- Stated goal
Using the listing below, extract each line that has the word "React" in it.

- Entries with page source code
□ □ □ □ □

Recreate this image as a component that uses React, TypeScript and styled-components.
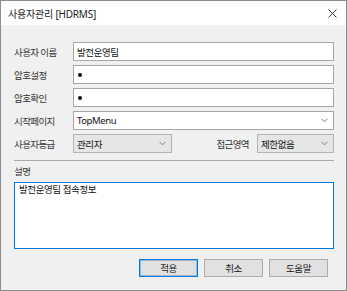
import styled, { createGlobalStyle } from 'styled-components';

const GlobalStyle = createGlobalStyle`
  html, body {
    margin: 0;
    padding: 0;
    background: #f0f0f0;
  }
  body {
    font-family: "Noto Sans", "Noto Sans CJK KR", sans-serif;
    font-size: 9.5px;
    color: #1e1e1e;
  }
`;

const Chevron = () => (
  <svg width="7" height="5" viewBox="0 0 7 5">
    <polyline points="0.5,0.8 3.5,3.8 6.5,0.8" fill="none" stroke="#707070" strokeWidth="0.9" />
  </svg>
);

const CloseIcon = () => (
  <svg width="9" height="9" viewBox="0 0 9 9">
    <path d="M0.5 0.5 L8.5 8.5 M8.5 0.5 L0.5 8.5" stroke="#333" strokeWidth="1" />
  </svg>
);

const App = () => {
  return (
    <>
      <GlobalStyle />
      <Window>
        <TitleBar>
          <span>사용자관리 [HDRMS]</span>
          <CloseIcon />
        </TitleBar>
        <Body>
          <Form>
            <Row>
              <Label>사용자 이름</Label>
              <Field>발전운영팀</Field>
            </Row>
            <Row>
              <Label>암호설정</Label>
              <Field>
                <Dot />
              </Field>
            </Row>
            <Row>
              <Label>암호확인</Label>
              <Field>
                <Dot />
              </Field>
            </Row>
            <Row>
              <Label>시작페이지</Label>
              <Field>
                <span>TopMenu</span>
                <Chevron />
              </Field>
            </Row>
            <Row>
              <Label>사용자등급</Label>
              <Field $gray $width={99}>
                <span>관리자</span>
                <Chevron />
              </Field>
              <Spacer />
              <SideLabel>접근영역</SideLabel>
              <Field $gray $width={77}>
                <span>제한없음</span>
                <Chevron />
              </Field>
            </Row>
          </Form>
          <Separator />
          <SectionLabel>설명</SectionLabel>
          <TextArea>발전운영팀 접속정보</TextArea>
          <Buttons>
            <Button $primary>적용</Button>
            <Button>취소</Button>
            <Button>도움말</Button>
          </Buttons>
        </Body>
      </Window>
    </>
  );
};

const Window = styled.div`
  width: 347px;
  height: 291px;
  box-sizing: border-box;
  border: 1px solid #8c8c8c;
  background: #f0f0f0;
  display: flex;
  flex-direction: column;
`;

const TitleBar = styled.div`
  height: 24px;
  flex-shrink: 0;
  background: #fff;
  display: flex;
  align-items: center;
  justify-content: space-between;
  padding: 0 9px 0 7px;
  font-size: 10px;
  letter-spacing: -0.2px;
  color: #1a1a1a;
`;

const Body = styled.div`
  flex: 1;
  padding: 17px 12px 0 13px;
  display: flex;
  flex-direction: column;
`;

const Form = styled.div`
  display: flex;
  flex-direction: column;
  gap: 4px;
`;

const Row = styled.div`
  display: flex;
  align-items: center;
  height: 19px;
`;

const Label = styled.div`
  width: 59px;
  flex-shrink: 0;
  letter-spacing: -0.6px;
  color: #333;
`;

const SideLabel = styled.div`
  margin-right: 8px;
  letter-spacing: -0.6px;
  color: #333;
`;

const Spacer = styled.div`
  flex: 1;
`;

const Field = styled.div<{ $gray?: boolean; $width?: number }>`
  box-sizing: border-box;
  height: 19px;
  ${(p) => (p.$width ? `width: ${p.$width}px;` : 'flex: 1;')}
  border: 1px solid ${(p) => (p.$gray ? '#b4b4b4' : '#a6a6a6')};
  background: ${(p) => (p.$gray ? '#e6e6e6' : '#fff')};
  padding: 0 5px 0 3px;
  display: flex;
  align-items: center;
  justify-content: space-between;
  color: #111;
  letter-spacing: -0.4px;
`;

const Dot = styled.span`
  width: 4px;
  height: 4px;
  margin-left: 1px;
  border-radius: 50%;
  background: #000;
`;

const Separator = styled.div`
  margin-top: 7px;
  height: 1px;
  background: #a9a9a9;
`;

const SectionLabel = styled.div`
  margin-top: 5px;
  height: 12px;
  line-height: 12px;
  letter-spacing: -0.6px;
  color: #333;
`;

const TextArea = styled.div`
  margin-top: 4px;
  height: 67px;
  box-sizing: border-box;
  border: 1px solid #0078d7;
  background: #fff;
  padding: 1px 4px;
  line-height: 12px;
  letter-spacing: -0.4px;
  color: #111;
`;

const Buttons = styled.div`
  margin-top: 10px;
  display: flex;
  justify-content: flex-end;
  gap: 6px;
  padding-right: 6px;
`;

const Button = styled.div<{ $primary?: boolean }>`
  width: 59px;
  height: 18px;
  box-sizing: border-box;
  display: flex;
  align-items: center;
  justify-content: center;
  background: #e1e1e1;
  border: 1px solid ${(p) => (p.$primary ? '#0078d7' : '#adadad')};
  box-shadow: ${(p) => (p.$primary ? 'inset 0 0 0 1px rgba(0, 120, 215, 0.35)' : 'none')};
  color: #1a1a1a;
  letter-spacing: -0.4px;
`;

export default App;
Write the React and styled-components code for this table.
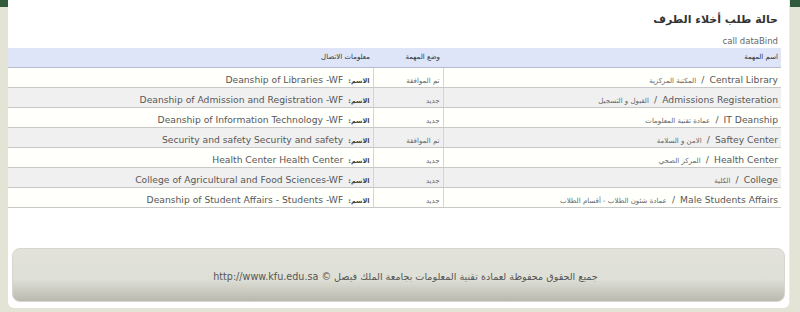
import React from 'react';
import styled, { createGlobalStyle } from 'styled-components';

const GlobalStyle = createGlobalStyle`
  html, body {
    margin: 0;
    padding: 0;
    background: #e3e3d6;
  }
  body {
    font-family: "DejaVu Sans", Verdana, sans-serif;
  }
`;

const Page = styled.div`
  display: grid;
  grid-template-columns: 8px minmax(0, 1fr) 10px;
  width: 800px;
  height: 312px;
  overflow: hidden;
`;

const Side = styled.div`
  background: linear-gradient(#2f5b3c 0 7px, #e3e3d6 7px);
`;

const Panel = styled.div`
  height: 308px;
  box-sizing: border-box;
  background: #fff;
  border-right: 1px solid #ecece0;
  border-radius: 0 0 6px 6px;
  display: flex;
  flex-direction: column;
  direction: rtl;
`;

const Content = styled.div`
  padding-right: 8px;
`;

const Title = styled.h2`
  margin: 0;
  height: 34px;
  padding-right: 3px;
  font-size: 11px;
  font-weight: bold;
  line-height: 40px;
  color: #333;
`;

const CallLine = styled.div`
  height: 14px;
  padding-right: 3px;
  font-size: 8.5px;
  line-height: 14px;
  color: #666;
  direction: ltr;
  text-align: right;
`;

const Table = styled.table`
  width: 773px;
  border-collapse: collapse;
  table-layout: fixed;
  border-bottom: 1px solid #e6e6ee;
`;

const HeadCell = styled.th`
  width: ${(p) => p.$w}px;
  box-sizing: border-box;
  height: 19px;
  padding: 0 3px;
  background: #dee5f8;
  border-bottom: 1px solid #b9bccb;
  font-size: 7px;
  font-weight: normal;
  color: #333;
  text-align: right;
`;

const Row = styled.tr`
  background: ${(p) => (p.$alt ? '#f0f0f0' : '#fffffc')};
`;

const Cell = styled.td`
  height: 19px;
  padding: 0 3px;
  border-bottom: 1px solid #c8c8c8;
  text-align: right;
  white-space: nowrap;
  overflow: hidden;
  &:not(:last-child) {
    border-left: 1px solid #d4d4d4;
  }
`;

const En = styled.span`
  font-size: 9.2px;
  color: #585858;
`;

const Ar = styled.span`
  font-size: 7px;
  color: #666;
`;

const Label = styled.b`
  font-size: 6.5px;
  color: #444;
`;

const Footer = styled.div`
  margin: auto 4px 6px 4px;
  height: 54px;
  box-sizing: border-box;
  border: 1px solid #d6d6cc;
  border-radius: 8px;
  background: linear-gradient(#e2e2db 0%, #dedfd6 58%, #b9b9af 100%);
  display: flex;
  align-items: center;
  justify-content: center;
  padding-top: 2px;
  padding-left: 14px;
  font-size: 9.6px;
  color: #555;
`;

const rows = [
  ['Central Library', 'المكتبة المركزية', 'تم الموافقة', 'Deanship of Libraries -WF'],
  ['Admissions Registeration', 'القبول و التسجيل', 'جديد', 'Deanship of Admission and Registration -WF'],
  ['IT Deanship', 'عمادة تقنية المعلومات', 'جديد', 'Deanship of Information Technology -WF'],
  ['Saftey Center', 'الامن و السلامة', 'تم الموافقة', 'Security and safety Security and safety'],
  ['Health Center', 'المركز الصحي', 'جديد', 'Health Center Health Center'],
  ['College', 'الكلية', 'جديد', 'College of Agricultural and Food Sciences-WF'],
  ['Male Students Affairs', 'عمادة شئون الطلاب - أقسام الطلاب', 'جديد', 'Deanship of Student Affairs - Students -WF'],
];

export default function App() {
  return (
    <>
      <GlobalStyle />
      <Page>
        <Side />
        <Panel>
          <Content>
            <Title>حالة طلب أخلاء الطرف</Title>
            <CallLine>call dataBind</CallLine>
            <Table>
              <thead>
                <tr>
                  <HeadCell $w={338}>اسم المهمة</HeadCell>
                  <HeadCell $w={70}>وضع المهمة</HeadCell>
                  <HeadCell $w={365}>معلومات الاتصال</HeadCell>
                </tr>
              </thead>
              <tbody>
                {rows.map(([en, ar, status, contact], i) => (
                  <Row key={en} $alt={i % 2 === 1}>
                    <Cell>
                      <En>{en}</En> <En>/</En> <Ar>{ar}</Ar>
                    </Cell>
                    <Cell>
                      <Ar>{status}</Ar>
                    </Cell>
                    <Cell>
                      <Label>الاسم:</Label> <En>{contact}</En>
                    </Cell>
                  </Row>
                ))}
              </tbody>
            </Table>
          </Content>
          <Footer>جميع الحقوق محفوظة لعمادة تقنية المعلومات بجامعة الملك فيصل © http://www.kfu.edu.sa</Footer>
        </Panel>
        <Side />
      </Page>
    </>
  );
}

□ □ □ □ □

- The reply
Recreate this image as a component that uses React, TypeScript and styled-components.
Write the React and styled-components code for this table.
import React from 'react';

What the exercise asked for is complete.